Para Jorge Carlos Fonseca, o que Cabo Verde viveu, nestes últimos 18 anos, não foi uma constituição, mas um constitucionalismo.
"A ideia parte do conceito moderno de constitucionalismo e de estado constitucional", explica o professor universitário, "isto é, só há estado constitucional quando esse mesmo estado está fundado e limitado pela constituição, quando é a própria constituição que funda o estado e limita os poderes desse mesmo estado. Para mim, na constituição de 80, o partido único é que estava acima do estado e da própria constituição. Um exemplo, na constituição de 80, o Presidente da República, quando prestava juramento, comprometia-se a ter fidelidade aos princípios e objectivos do partido e à constituição, ou seja a Magna Carta vinha em segundo lugar. Ora, se não há separação de poderes, nem direitos individuais, não há constituição. Só a partir de 1992 há um estado de direito".
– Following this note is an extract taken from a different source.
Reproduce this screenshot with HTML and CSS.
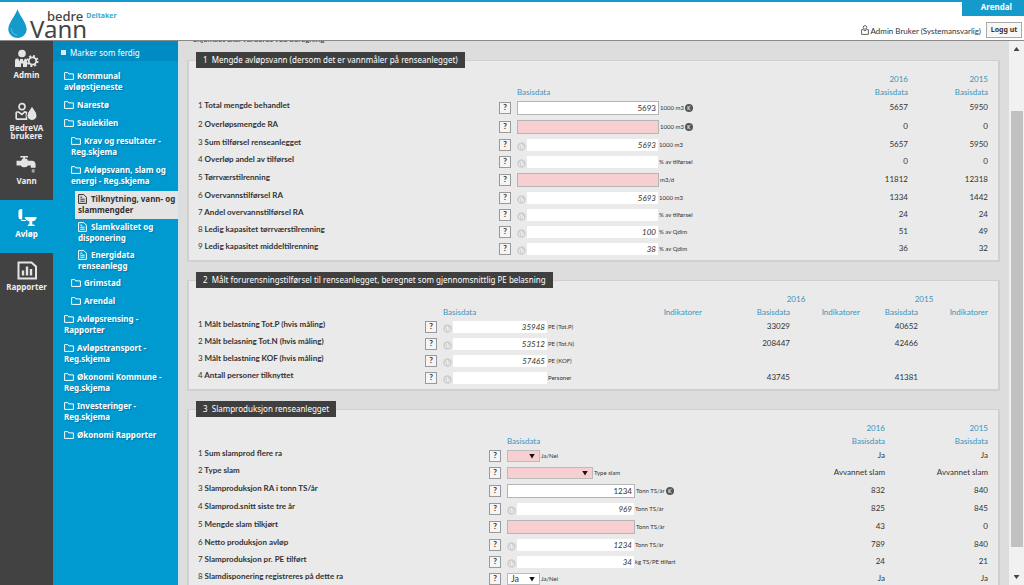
FILE: index.html
```html
<!DOCTYPE html>
<html lang="no">
<head>
<meta charset="utf-8">
<title>bedreVann</title>
<link rel="stylesheet" href="styles.css">
</head>
<body>
<svg class="defs" aria-hidden="true">
  <symbol id="folder" viewBox="0 0 10 8"><path d="M.6 7.4V.6h3.2l1 1.3h4.6v5.5z" fill="none" stroke="currentColor"/></symbol>
  <symbol id="doc" viewBox="0 0 9 10"><path d="M.6.6h5.2l2.6 2.6v6.2H.6zM2.3 3.2h2M2.3 5.2h4.4M2.3 7.2h4.4" fill="none" stroke="currentColor"/></symbol>
  <symbol id="calc" viewBox="0 0 9 9"><circle cx="4.5" cy="4.5" r="4.3" fill="#cfcfcf"/><path d="M2.5 6.8V4l2-2v4.800M5 7V3.500l1.500 1V7" fill="none" stroke="#f1f1f1" stroke-width=".8"/></symbol>
  <symbol id="k" viewBox="0 0 8 8"><circle cx="4" cy="4" r="4" fill="#555"/><path d="M3 2v4M5.500 2 3.300 4l2.200 2" fill="none" stroke="#eee" stroke-width=".9"/></symbol>
</svg>
<header class="top">
  <a class="logo" href="#">
    <svg class="drop" viewBox="0 0 19 30"><path d="M9.500 0C8.500 5 0 14.500 0 20.800 0 26 4.200 30 9.500 30S19 26 19 20.800C19 14.500 10.500 5 9.500 0z" fill="#149bcb"/><path d="M3 20c.2 4 3 6.600 6 7.300" fill="none" stroke="#4db9dd" stroke-width="1.200"/></svg>
    <span class="word"><span class="bedre">bedre <small>Deltaker</small></span><span class="vann">Vann</span></span>
  </a>
  <div class="account">
    <div class="place">Arendal</div>
    <div class="user">
      <svg class="person" viewBox="0 0 8 10"><path d="M4 .6a1.700 1.700 0 1 1 0 3.600 1.700 1.700 0 0 1 0-3.600zM2.300 4.600H.6v4.800h6.800V4.600H5.700L4 6z" fill="none" stroke="#555" stroke-width=".9"/></svg>
      <span>Admin Bruker (Systemansvarlig)</span>
      <button class="logout" type="button">Logg ut</button>
    </div>
  </div>
</header>
<div class="main">
  <nav class="modules">
    <a href="#"><svg viewBox="0 0 24 18"><g fill="#e4e4e4"><circle cx="7" cy="4" r="3.800"/><path d="M0 17.500V11q0-2 2-2h1l2 3v-2.500h3V12l2-3q2 0 2 2v6.500H8V14H6v3.500z"/></g><circle cx="17.500" cy="11.500" r="3.700" fill="none" stroke="#e4e4e4" stroke-width="1.800"/><circle cx="17.500" cy="11.500" r="5.100" fill="none" stroke="#e4e4e4" stroke-width="1.800" stroke-dasharray="2 2"/></svg>Admin</a>
    <a href="#"><svg viewBox="0 0 24 18"><path d="M7 1.200a3 3 0 1 1 0 6 3 3 0 0 1 0-6zM3.500 9.500H2q-.8 0-.8.8v5.500q0 .8.800.8h9.500V10L9.500 9.500 7 12z" fill="none" stroke="#e4e4e4" stroke-width="1.700"/><path d="M17 2.500c0 3-5 6.500-5 10.500a5 5 0 0 0 10 0c0-4-5-7.500-5-10.500z" fill="#e4e4e4" stroke="#424242"/></svg>BedreVA<br>brukere</a>
    <a href="#"><svg viewBox="0 0 24 20"><g fill="#e4e4e4"><path d="M5 1h8v1.600h-3V4h2l1 2h4q4 0 4 4v3.500h-5V11h-3q-1 2-4 2-2.500 0-3.500-2H1V6h5l1-2h1V2.600H5z"/><path d="M17 15h3v3.500h-3z" opacity=".6"/></g></svg>Vann</a>
    <a href="#" class="on"><svg viewBox="0 0 24 20"><g fill="#fff"><path d="M6 1q-3 0-3 3v5q0 3 3 3h1V1z"/><path d="M9.500 9.500H22v1q-.5 3-4.500 3.500V17q2.500.3 3 2h-8q.5-1.700 2-2v-3Q10.500 13.500 9.500 9.500z"/><path d="M5 12.500h6v1.300H7z"/></g></svg>Avløp</a>
    <a href="#"><svg viewBox="0 0 24 18"><path d="M3.500 1h13L21 5v12H3.500z" fill="none" stroke="#e4e4e4" stroke-width="2"/><path d="M8 14V9M12 14V5M16 14V7.500" stroke="#e4e4e4" stroke-width="2.400"/></svg>Rapporter</a>
  </nav>
  <aside class="tree">
    <label class="mark"><input type="checkbox">Marker som ferdig</label>
    <ul>
      <li><a href="#"><svg class="fi"><use href="#folder"/></svg>Kommunal<br>avløpstjeneste</a></li>
      <li><a href="#"><svg class="fi"><use href="#folder"/></svg>Narestø</a></li>
      <li><a href="#"><svg class="fi"><use href="#folder"/></svg>Saulekilen</a>
        <ul>
          <li><a href="#"><svg class="fi"><use href="#folder"/></svg>Krav og resultater -<br>Reg.skjema</a></li>
          <li><a href="#"><svg class="fi"><use href="#folder"/></svg>Avløpsvann, slam og<br>energi - Reg.skjema</a>
            <ul class="forms">
              <li><a href="#" class="sel"><svg class="di"><use href="#doc"/></svg>Tilknytning, vann- og<br>slammengder</a></li>
              <li><a href="#"><svg class="di"><use href="#doc"/></svg>Slamkvalitet og<br>disponering</a></li>
              <li><a href="#"><svg class="di"><use href="#doc"/></svg>Energidata<br>renseanlegg</a></li>
            </ul></li>
          <li><a href="#"><svg class="fi"><use href="#folder"/></svg>Grimstad</a></li>
          <li><a href="#"><svg class="fi"><use href="#folder"/></svg>Arendal</a></li>
        </ul></li>
      <li><a href="#"><svg class="fi"><use href="#folder"/></svg>Avløpsrensing -<br>Rapporter</a></li>
      <li><a href="#"><svg class="fi"><use href="#folder"/></svg>Avløpstransport -<br>Reg.skjema</a></li>
      <li><a href="#"><svg class="fi"><use href="#folder"/></svg>Økonomi Kommune -<br>Reg.skjema</a></li>
      <li><a href="#"><svg class="fi"><use href="#folder"/></svg>Investeringer -<br>Reg.skjema</a></li>
      <li><a href="#"><svg class="fi"><use href="#folder"/></svg>Økonomi Rapporter</a></li>
    </ul>
  </aside>
  <main class="content">
    <p class="intro">Skjemaet skal vurderes ved beregning</p>

    <fieldset class="s1">
      <legend>1&nbsp; Mengde avløpsvann (dersom det er vannmåler på renseanlegget)</legend>
      <table>
        <colgroup><col><col class="c-help"><col class="c-field"><col class="c-year"><col class="c-year"></colgroup>
        <thead>
          <tr><th></th><th></th><th></th><th>2016</th><th>2015</th></tr>
          <tr><th></th><th></th><th class="l">Basisdata</th><th>Basisdata</th><th>Basisdata</th></tr>
        </thead>
        <tbody>
          <tr class="edit"><td><label for="a1"><i>1</i> Total mengde behandlet</label></td><td><button class="help">?</button></td><td><div class="f"><input id="a1" value="5693"><span>1000 m3</span><svg class="k"><use href="#k"/></svg></div></td><td>5657</td><td>5950</td></tr>
          <tr class="edit"><td><label for="a2"><i>2</i> Overløpsmengde RA</label></td><td><button class="help">?</button></td><td><div class="f"><input id="a2" class="req"><span>1000 m3</span><svg class="k"><use href="#k"/></svg></div></td><td>0</td><td>0</td></tr>
          <tr><td><label for="a3"><i>3</i> Sum tilførsel renseanlegget</label></td><td><button class="help">?</button></td><td><div class="f"><svg class="c"><use href="#calc"/></svg><input id="a3" readonly value="5693"><span>1000 m3</span></div></td><td>5657</td><td>5950</td></tr>
          <tr><td><label for="a4"><i>4</i> Overløp andel av tilførsel</label></td><td><button class="help">?</button></td><td><div class="f"><svg class="c"><use href="#calc"/></svg><input id="a4" readonly><span>% av tilførsel</span></div></td><td>0</td><td>0</td></tr>
          <tr class="edit"><td><label for="a5"><i>5</i> Tørrværstilrenning</label></td><td><button class="help">?</button></td><td><div class="f"><input id="a5" class="req"><span>m3/d</span></div></td><td>11812</td><td>12318</td></tr>
          <tr><td><label for="a6"><i>6</i> Overvannstilførsel RA</label></td><td><button class="help">?</button></td><td><div class="f"><svg class="c"><use href="#calc"/></svg><input id="a6" readonly value="5693"><span>1000 m3</span></div></td><td>1334</td><td>1442</td></tr>
          <tr><td><label for="a7"><i>7</i> Andel overvannstilførsel RA</label></td><td><button class="help">?</button></td><td><div class="f"><svg class="c"><use href="#calc"/></svg><input id="a7" readonly><span>% av tilførsel</span></div></td><td>24</td><td>24</td></tr>
          <tr><td><label for="a8"><i>8</i> Ledig kapasitet tørrværstilrenning</label></td><td><button class="help">?</button></td><td><div class="f"><svg class="c"><use href="#calc"/></svg><input id="a8" readonly value="100"><span>% av Qdim</span></div></td><td>51</td><td>49</td></tr>
          <tr><td><label for="a9"><i>9</i> Ledig kapasitet middeltilrenning</label></td><td><button class="help">?</button></td><td><div class="f"><svg class="c"><use href="#calc"/></svg><input id="a9" readonly value="38"><span>% av Qdim</span></div></td><td>36</td><td>32</td></tr>
        </tbody>
      </table>
    </fieldset>

    <fieldset class="s2">
      <legend>2&nbsp; Målt forurensningstilførsel til renseanlegget, beregnet som gjennomsnittlig PE belasning</legend>
      <table>
        <colgroup><col><col class="c-help"><col class="c-field"><col class="c-ind"><col class="c-b"><col class="c-i"><col class="c-b"><col class="c-i"></colgroup>
        <thead>
          <tr><th></th><th></th><th></th><th></th><th colspan="2" class="m">2016</th><th colspan="2" class="m">2015</th></tr>
          <tr><th></th><th></th><th class="l">Basisdata</th><th class="gap">Indikatorer</th><th>Basisdata</th><th>Indikatorer</th><th>Basisdata</th><th>Indikatorer</th></tr>
        </thead>
        <tbody>
          <tr><td><label for="b1"><i>1</i> Målt belastning Tot.P (hvis måling)</label></td><td><button class="help">?</button></td><td><div class="f"><svg class="c"><use href="#calc"/></svg><input id="b1" readonly value="35948"><span>PE (Tot.P)</span></div></td><td></td><td>33029</td><td></td><td>40652</td><td></td></tr>
          <tr><td><label for="b2"><i>2</i> Målt belasning Tot.N (hvis måling)</label></td><td><button class="help">?</button></td><td><div class="f"><svg class="c"><use href="#calc"/></svg><input id="b2" readonly value="53512"><span>PE (Tot.N)</span></div></td><td></td><td>208447</td><td></td><td>42466</td><td></td></tr>
          <tr><td><label for="b3"><i>3</i> Målt belastning KOF (hvis måling)</label></td><td><button class="help">?</button></td><td><div class="f"><svg class="c"><use href="#calc"/></svg><input id="b3" readonly value="57465"><span>PE (KOF)</span></div></td><td></td><td></td><td></td><td></td><td></td></tr>
          <tr><td><label for="b4"><i>4</i> Antall personer tilknyttet</label></td><td><button class="help">?</button></td><td><div class="f"><svg class="c"><use href="#calc"/></svg><input id="b4" readonly><span>Personer</span></div></td><td></td><td>43745</td><td></td><td>41381</td><td></td></tr>
        </tbody>
      </table>
    </fieldset>

    <fieldset class="s3">
      <legend>3&nbsp; Slamproduksjon renseanlegget</legend>
      <table>
        <colgroup><col><col class="c-help"><col class="c-field"><col class="c-year"><col class="c-year"></colgroup>
        <thead>
          <tr><th></th><th></th><th></th><th>2016</th><th>2015</th></tr>
          <tr><th></th><th></th><th class="l">Basisdata</th><th>Basisdata</th><th>Basisdata</th></tr>
        </thead>
        <tbody>
          <tr><td><label for="d1"><i>1</i> Sum slamprod flere ra</label></td><td><button class="help">?</button></td><td><div class="f"><div class="drop-down short"><select id="d1" class="req"><option></option><option>Ja</option><option>Nei</option></select></div><span>Ja/Nei</span></div></td><td>Ja</td><td>Ja</td></tr>
          <tr><td><label for="d2"><i>2</i> Type slam</label></td><td><button class="help">?</button></td><td><div class="f"><div class="drop-down"><select id="d2" class="req"><option></option><option>Avvannet slam</option></select></div><span>Type slam</span></div></td><td>Avvannet slam</td><td>Avvannet slam</td></tr>
          <tr class="edit"><td><label for="d3"><i>3</i> Slamproduksjon RA i tonn TS/år</label></td><td><button class="help">?</button></td><td><div class="f"><input id="d3" value="1234"><span>Tonn TS/år</span><svg class="k"><use href="#k"/></svg></div></td><td>832</td><td>840</td></tr>
          <tr><td><label for="d4"><i>4</i> Slamprod.snitt siste tre år</label></td><td><button class="help">?</button></td><td><div class="f"><svg class="c"><use href="#calc"/></svg><input id="d4" readonly value="969"><span>Tonn TS/år</span></div></td><td>825</td><td>845</td></tr>
          <tr class="edit"><td><label for="d5"><i>5</i> Mengde slam tilkjørt</label></td><td><button class="help">?</button></td><td><div class="f"><input id="d5" class="req"><span>Tonn TS/år</span></div></td><td>43</td><td>0</td></tr>
          <tr><td><label for="d6"><i>6</i> Netto produksjon avløp</label></td><td><button class="help">?</button></td><td><div class="f"><svg class="c"><use href="#calc"/></svg><input id="d6" readonly value="1234"><span>Tonn TS/år</span></div></td><td>789</td><td>840</td></tr>
          <tr><td><label for="d7"><i>7</i> Slamproduksjon pr. PE tilført</label></td><td><button class="help">?</button></td><td><div class="f"><svg class="c"><use href="#calc"/></svg><input id="d7" readonly value="34"><span>kg TS/PE tilført</span></div></td><td>24</td><td>21</td></tr>
          <tr><td><label for="d8"><i>8</i> Slamdisponering registreres på dette ra</label></td><td><button class="help">?</button></td><td><div class="f"><div class="drop-down short"><select id="d8"><option>Ja</option><option>Nei</option></select></div><span>Ja/Nei</span></div></td><td>Ja</td><td>Ja</td></tr>
        </tbody>
      </table>
    </fieldset>
  </main>
  <div class="scrollbar" aria-hidden="true"><b class="up"></b><div class="track"><div class="thumb"></div></div><b class="down"></b></div>
</div>
</body>
</html>
```

FILE: styles.css
```css
* { box-sizing: border-box; }
body {
  margin: 0; height: 100vh; overflow: hidden;
  display: flex; flex-direction: column;
  background: #fff; color: #333;
  font: 8px/11px Lato, "Noto Sans", sans-serif;
}
a { color: inherit; text-decoration: none; }
.defs { display: none; }

.top {
  flex: none; height: 41px; display: flex; justify-content: space-between;
  border-top: 2px solid #149bcb; border-bottom: 1px solid #8a8a8a;
}
.logo { display: flex; gap: 3px; padding: 7px 0 0 8px; color: #444; font-family: "Noto Sans", sans-serif; }
.drop { width: 19px; height: 29px; }
.word { display: flex; flex-direction: column; }
.bedre { display: flex; align-items: center; gap: 3px; font-size: 13px; line-height: 14px; padding-left: 17px; font-weight: 500; }
.bedre small { font-size: 7px; font-weight: bold; color: #3aa9d2; }
.vann { font-size: 24px; line-height: 12px; }
.account { display: flex; flex-direction: column; align-items: flex-end; }
.place {
  width: 62px; height: 14px; padding-right: 12px; text-align: right;
  background: #149bcb; color: #fff; font: bold 8px/10px "Noto Sans", sans-serif;
}
.user { display: flex; align-items: center; gap: 2px; padding: 6px 2px 0 0; }
.user span { padding-top: 3px; }
.person { width: 8px; height: 10px; }
.logout {
  width: 36px; height: 16px; margin-left: 3px; padding: 0;
  border: 1px solid #aaa; background: #f7f7f7; color: #333; font: bold 7px/12px "Noto Sans", sans-serif;
}

.main { flex: 1; min-height: 0; display: flex; }
.modules { flex: none; width: 53px; background: #424242; }
.modules a {
  display: flex; flex-direction: column; align-items: center;
  height: 53px; padding-top: 8px; text-align: center;
  color: #eee; font: bold 8px/8px "Noto Sans", sans-serif;
}
.modules svg { width: 24px; height: 19px; margin-bottom: 3px; }
.modules .on { background: #0099d0; color: #fff; }

.tree { flex: none; width: 125px; background: #0099d0; color: #fff; font: bold 8px/11px "Noto Sans", sans-serif; }
.mark {
  display: flex; align-items: center; gap: 4px; height: 20px; padding: 2px 0 0 8px;
  background: #008bc3; font-weight: normal;
}
.mark input { appearance: none; width: 5px; height: 5px; margin: 0; background: #d9edf6; }
.tree ul { list-style: none; margin: 0; padding: 0; }
.tree > ul { padding: 7px 0 0 8px; }
.tree ul ul { padding-left: 7px; }
.tree a { display: block; padding: 2px 0 5px 3px; white-space: nowrap; text-shadow: 1px 1px 1px #0077a5; }
.tree .forms a { padding-bottom: 4px; }
.tree .sel { background: #e4e4e4; color: #333; text-shadow: none; }
.fi { width: 10px; height: 8px; margin-right: 3px; vertical-align: -1px; }
.di { width: 9px; height: 10px; margin-right: 4px; vertical-align: -2px; }

.content {
  flex: 1; min-width: 0; overflow: hidden; padding: 0 9px 0 8px;
  background: #ddd; border-left: 1px solid #cfdde4;
}
.intro { margin: -7px 0 7px 6px; }
fieldset { min-width: 0; margin: 0 0 10px; padding: 4px 10px 3px 7px; border: 2px solid #d0d0d0; border-top-width: 1px; background: #eaeaea; }
legend { height: 16px; padding: 0 7px; background: #3f3f3f; color: #fff; font: 8px/15px "Noto Sans", sans-serif; }
table { width: 100%; table-layout: fixed; border-collapse: collapse; }
th, td { padding: 0; text-align: right; white-space: nowrap; }
th { height: 13px; padding-top: 2px; color: #3c94bd; font-weight: normal; }
th.l, td:first-child { text-align: left; }
th.m { text-align: center; }
th.gap { padding-right: 30px; }
tbody tr { height: 17px; }
tbody tr.edit { height: 19px; }
td:first-child { vertical-align: top; padding-left: 2px; }
td:nth-child(2), td:nth-child(3) { text-align: left; }
td label { display: block; padding-top: 1px; font-weight: bold; }
.edit label { padding-top: 2px; }
td i { font-style: normal; font-weight: normal; }
.c-help { width: 18px; }
.s1 .c-field { width: 311px; }
.s1 .c-year { width: 80px; }
.s2 .c-field { width: 159px; }
.s2 .c-ind { width: 130px; }
.s2 .c-b { width: 58px; }
.s2 .c-i { width: 70px; }
.s3 .c-field { width: 275px; }
.s3 .c-year { width: 103px; }

.help {
  display: block; width: 12px; height: 12px; padding: 0;
  border: 1px solid #999; background: #f5f5f5; color: #333; font: bold 8px/9px Lato, sans-serif;
}
.f { display: flex; align-items: center; gap: 1px; font-size: 6px; line-height: 12px; }
.f input {
  width: 142px; height: 14px; padding: 0 2px; border: 1px solid #b5b5b5; border-radius: 0;
  background: #fff; color: #333; text-align: right; font: 8px Lato, sans-serif;
}
.f input[readonly] { width: 131px; height: 12px; border: 0; font-style: italic; }
.s2 .f input[readonly] { width: 94px; }
.s3 .f input { width: 128px; }
.s3 .f input[readonly] { width: 117px; }
.f .req { background: #f8cfd1; }
.c { width: 9px; height: 9px; margin-top: 3px; }
.k { width: 8px; height: 8px; }
.drop-down { position: relative; width: 86px; height: 12px; }
.drop-down.short { width: 33px; }
.drop-down select {
  display: block; appearance: none; width: 100%; height: 12px; padding: 0 3px;
  border: 1px solid #bbb; border-radius: 0; background: #fff; color: #333; font: 9px/10px Lato, sans-serif;
}
.drop-down .req { background: #f8cfd1; }
.drop-down::after {
  content: ""; position: absolute; right: 5px; top: 4px; width: 6px; height: 5px;
  background: #111; clip-path: polygon(0 0, 100% 0, 50% 100%); pointer-events: none;
}

.scrollbar { flex: none; width: 15px; display: flex; flex-direction: column; align-items: center; background: #f1f1f1; }
.scrollbar b { width: 6px; height: 4px; margin: 6px 0; background: #444; clip-path: polygon(0 0, 100% 0, 50% 100%); }
.scrollbar .up { clip-path: polygon(50% 0, 100% 100%, 0 100%); }
.track { flex: 1; width: 12px; padding: 54px 0 22px; display: flex; }
.thumb { flex: 1; background: #c1c1c1; }
```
Para Jorge Carlos Fonseca, é ainda preciso dar outro passo, a criação do Tribunal Constitucional, considerada fundamental. "Já o defendo desde 1998, sobretudo pela intervenção pedagógica que pode ter na divulgação de uma cultura de constituição, junto de toda a gente, magistrados, advogados, responsáveis políticos e cidadãos. Levar as pessoas a conhecer e a aplicar a constituição no dia a dia. Mesmo os juristas, por vezes, olham para a constituição como algo distante, um papel que está lá. E, na verdade, os direitos constitucionais estão acima de todos os outros", reforça o presidente do ISCJS.